Soros is now attempting to place American oil and gas companies at a disadvantage compared to foreign rivals, who will be more than happy to step up and work out deals with various foreign officials that will allow them to drill and develop while foreclosing the opportunities for American companies to do the same. If Soros were genuinely interested in preventing bribes and the like, why not use the United Nations to draft rules that apply universally? He certainly has friends at Turtle Bay.
I have pointed out in the past that Soros owns a large equity position (the second-largest) in InterOil, An Australian energy company that has access to apparently vast reserves of gas in Papua New Guinea. That company, and other foreign-owned energy companies, would escape the burden that Soros advocates the Securities and Exchange Commission unilaterally impose on American energy companies.
George Soros’ hedge funds are based in the  Netherland Antilles and the Cayman Islands. His investors are not publicly disclosed. One can speculate that George Soros may very well have investors in his funds that would benefit from American oil companies being placed at a competitive disadvantage compared to foreign ones.
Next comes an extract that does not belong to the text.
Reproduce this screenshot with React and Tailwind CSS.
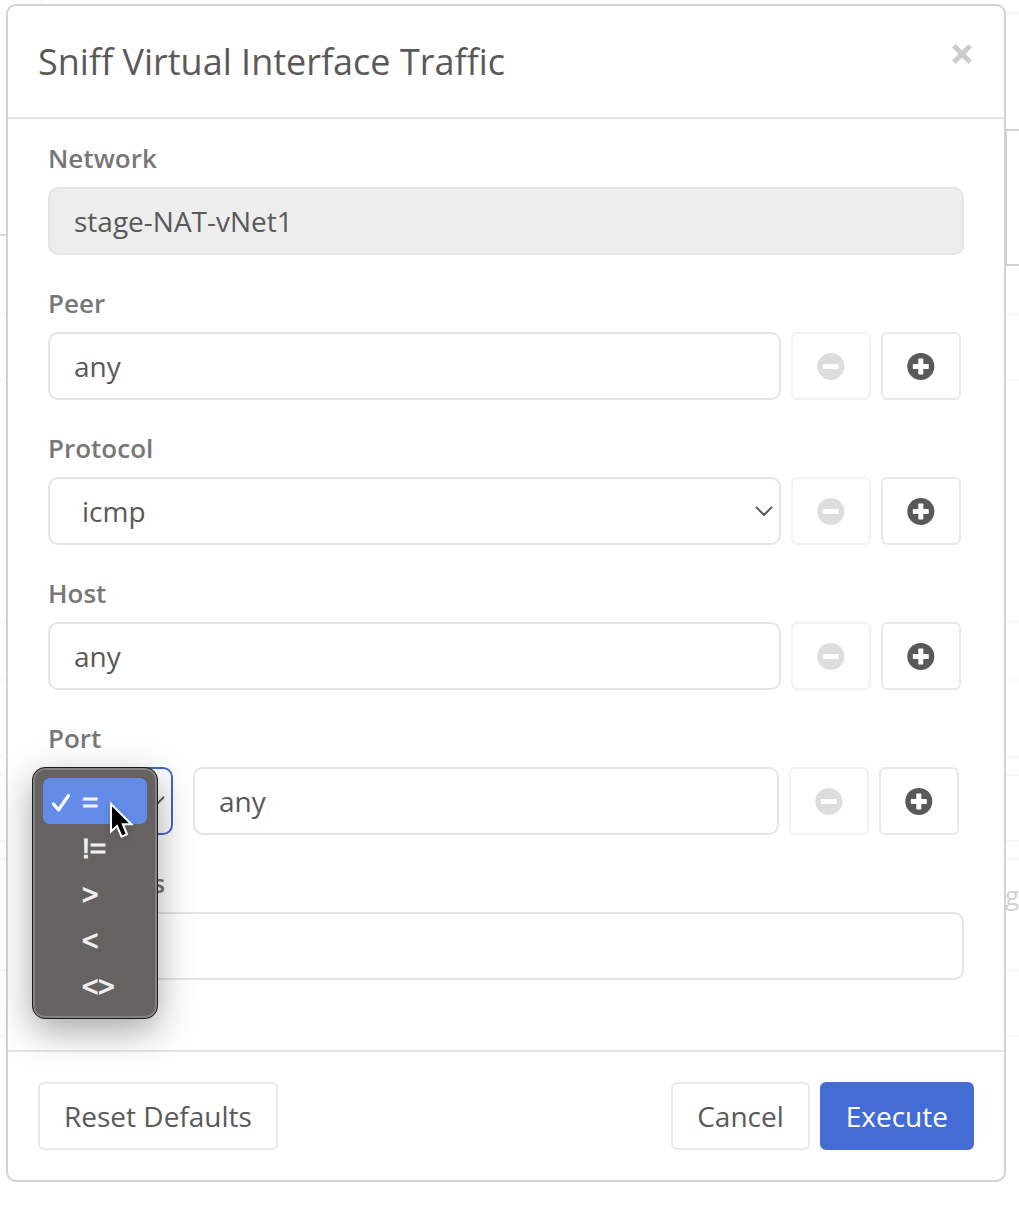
import { useState } from "react";

const fieldBase =
  "h-[68px] w-full min-w-0 rounded-[10px] border-2 text-[28px] leading-9 text-[#595959] outline-none";
const inputClass = `${fieldBase} border-[#e5e5e5] bg-white px-6`;
const readOnlyClass = `${fieldBase} border-[#e5e5e5] bg-[#ededed] px-6`;
const selectClass = `${fieldBase} appearance-none border-[#e5e5e5] bg-white pr-6 pl-8`;
const activeSelectClass = `${fieldBase} appearance-none border-[#3f68cf] bg-white pr-6 pl-8`;

function Chevron() {
  return (
    <svg
      viewBox="0 0 18 12"
      fill="none"
      aria-hidden="true"
      className="pointer-events-none absolute top-7 right-2 h-3 w-[18px]"
    >
      <path d="M1.5 2.4 L9 10 L16.5 2.4" stroke="#595959" strokeWidth="2" strokeLinecap="round" strokeLinejoin="round" />
    </svg>
  );
}

function CircleIcon({ plus }) {
  return (
    <svg viewBox="0 0 28 28" aria-hidden="true" className="size-7">
      <circle cx="13.8" cy="14.4" r="13.5" fill="#595959" />
      <rect x="5.8" y="12" width="16" height="5" rx="0.8" fill="#fff" />
      {plus && <rect x="11.3" y="6.5" width="5" height="16" rx="0.8" fill="#fff" />}
    </svg>
  );
}

function RowButtons({ name }) {
  const button = "flex h-[68px] w-20 shrink-0 items-center justify-center rounded-md border-2 bg-white";
  return (
    <>
      <button type="button" disabled aria-label={`Remove ${name}`} className={`${button} border-[#f2f2f2] [&>svg]:opacity-20`}>
        <CircleIcon />
      </button>
      <button type="button" aria-label={`Add ${name}`} className={`${button} border-[#e8e8e8]`}>
        <CircleIcon plus />
      </button>
    </>
  );
}

function Field({ id, label, children }) {
  return (
    <div>
      <label htmlFor={id} className="mb-[11px] block h-9 w-fit text-[26px] leading-9 font-semibold text-[#777777]">
        {label}
      </label>
      {children}
    </div>
  );
}

function Cursor() {
  return (
    <svg
      viewBox="0 0 26 40"
      aria-hidden="true"
      className="pointer-events-none absolute top-[34px] left-[60px] z-10 h-10 w-[26px] drop-shadow-md"
    >
      <path
        d="M3 3 V30.5 L9 25 L13.6 35.6 L19 33.3 L14.8 23.2 H23.4 Z"
        fill="#000"
        stroke="#fff"
        strokeWidth="2"
      />
    </svg>
  );
}

const operators = ["=", "!=", ">", "<", "<>"];

function OperatorMenu({ value, onPick }) {
  return (
    <ul
      role="listbox"
      aria-label="Port operator"
      className="absolute top-0 -left-4 z-10 w-[126px] rounded-[13px] border border-[#1c1c1c] bg-[#666262] p-[10px] shadow-[0_12px_36px_rgba(0,0,0,0.35)] inset-ring-2 inset-ring-[#858282]"
    >
      {operators.map((op) => (
        <li
          key={op}
          role="option"
          aria-selected={op === value}
          onClick={() => onPick(op)}
          className="flex h-[46px] items-center rounded-[7px] pt-1 pl-2 font-['Liberation_Sans',sans-serif] text-[28px] leading-[42px] text-[#f0f0f0] [-webkit-text-stroke:1px] aria-selected:bg-[#648be8]"
        >
          <span className="w-[31px]">
            {op === value && (
              <svg viewBox="0 0 20 20" fill="none" aria-hidden="true" className="size-5">
                <path d="M2.5 11 L7.5 17 L17.5 2.5" stroke="#fff" strokeWidth="3.2" strokeLinecap="round" strokeLinejoin="round" />
              </svg>
            )}
          </span>
          {op}
        </li>
      ))}
    </ul>
  );
}

function Backdrop() {
  return (
    <div aria-hidden="true" className="absolute inset-0 overflow-hidden">
      <div className="h-[14px] border-b-2 border-[#f6f6f6]">
        <div className="h-full w-[43px] border-r-2 border-[#f6f6f6]" />
      </div>
      <div className="flex h-[222px]">
        <div className="w-1.5 border-b-2 border-[#d0daf5]" />
        <div className="mt-[115px] ml-auto h-[137px] w-[14px] border-2 border-r-0 border-[#d2d2d2]" />
      </div>
      <div className="h-[79px] border-b-2 border-[#f8f8f8]" />
      <div className="h-[66px] border-b-2 border-[#f8f8f8]" />
      <div className="h-[242px] border-b-2 border-[#f8f8f8]" />
      <div className="h-[58px] border-b-2 border-[#f8f8f8]" />
      <div className="h-[77px] border-b-2 border-[#f8f8f8]" />
      <div className="h-[18px] border-b-2 border-[#f8f8f8]" />
      <div className="h-[66px] border-b-2 border-[#f8f8f8]" />
      <div className="h-[18px] border-b-2 border-[#f8f8f8]" />
      <div className="flex h-[111px] justify-end border-b-2 border-[#f8f8f8] pt-[17px] text-[26px] leading-9 text-[#d2d2d2]">g</div>
      <div className="h-[66px] border-b-2 border-[#f8f8f8]" />
    </div>
  );
}

export default function App() {
  const [operator, setOperator] = useState("=");
  const footerButton = "h-[68px] rounded-md border-2 px-6 text-[28px] leading-9";

  return (
    <div className="relative min-h-screen bg-white font-['Open_Sans',sans-serif] text-[#595959]">
      <Backdrop />
      <div className="relative pt-1 pr-[13px] pb-[31px] pl-1.5">
        <form
          role="dialog"
          aria-labelledby="dialog-title"
          onSubmit={(e) => e.preventDefault()}
          className="rounded-[10px] border-2 border-[#d2d2d2] bg-white"
        >
          <header className="flex h-[113px] items-center justify-between border-b-2 border-[#e5e5e5] px-[30px]">
            <h1 id="dialog-title" className="text-4xl">
              Sniff Virtual Interface Traffic
            </h1>
            <button type="button" aria-label="Close" className="mb-4">
              <svg viewBox="0 0 24 24" aria-hidden="true" className="size-6">
                <path d="M5.6 5.6 L18.4 18.4 M18.4 5.6 L5.6 18.4" stroke="#cccccc" strokeWidth="5" strokeLinecap="square" />
              </svg>
            </button>
          </header>

          <main className="flex flex-col gap-[30px] px-10 pt-[21px] pb-[70px]">
            <Field id="network" label="Network">
              <input id="network" type="text" readOnly value="stage-NAT-vNet1" className={readOnlyClass} />
            </Field>

            <Field id="peer" label="Peer">
              <div className="flex gap-[10px] pr-[3px]">
                <input id="peer" type="text" defaultValue="any" className={inputClass} />
                <RowButtons name="peer" />
              </div>
            </Field>

            <Field id="protocol" label="Protocol">
              <div className="flex gap-[10px] pr-[3px]">
                <div className="relative min-w-0 flex-1">
                  <select id="protocol" defaultValue="icmp" className={selectClass}>
                    <option>any</option>
                    <option>icmp</option>
                    <option>tcp</option>
                    <option>udp</option>
                  </select>
                  <Chevron />
                </div>
                <RowButtons name="protocol" />
              </div>
            </Field>

            <Field id="host" label="Host">
              <div className="flex gap-[10px] pr-[3px]">
                <input id="host" type="text" defaultValue="any" className={inputClass} />
                <RowButtons name="host" />
              </div>
            </Field>

            <Field id="port" label="Port">
              <div className="flex gap-[10px] pr-[5px]">
                <div className="relative mr-[10px] w-[125px] shrink-0">
                  <select
                    aria-label="Operator"
                    value={operator}
                    onChange={(e) => setOperator(e.target.value)}
                    className={activeSelectClass}
                  >
                    {operators.map((op) => (
                      <option key={op}>{op}</option>
                    ))}
                  </select>
                  <Chevron />
                  <OperatorMenu value={operator} onPick={setOperator} />
                  <Cursor />
                </div>
                <input id="port" type="text" defaultValue="any" className={inputClass} />
                <RowButtons name="port" />
              </div>
            </Field>

            <Field id="flags" label="TCP Flags">
              <input id="flags" type="text" className={inputClass} />
            </Field>
          </main>

          <footer className="flex gap-[10px] border-t-2 border-[#e5e5e5] p-[30px]">
            <button type="reset" className={`${footerButton} mr-auto border-[#e8e8e8] bg-white`}>
              Reset Defaults
            </button>
            <button type="button" className={`${footerButton} border-[#e8e8e8] bg-white`}>
              Cancel
            </button>
            <button type="submit" className={`${footerButton} border-[#436cd4] bg-[#436cd4] text-white`}>
              Execute
            </button>
          </footer>
        </form>
      </div>
    </div>
  );
}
We will never know because Soros — who advocates rules and regulations to restrict and weaken others, who advocates for transparency — is quite content to keep his investors secret. Could they include Arab oil potentates? Could they include Russian oil barons and foreign governments who benefit from sky-high energy prices? Are Russian and Chinese oil companies investors in Soros’s hedge funds?
Harming America, helping foreign rivals.
That seems to be a theme these days among the powers-that-be.
Ed Lasky is news editor of American Thinker.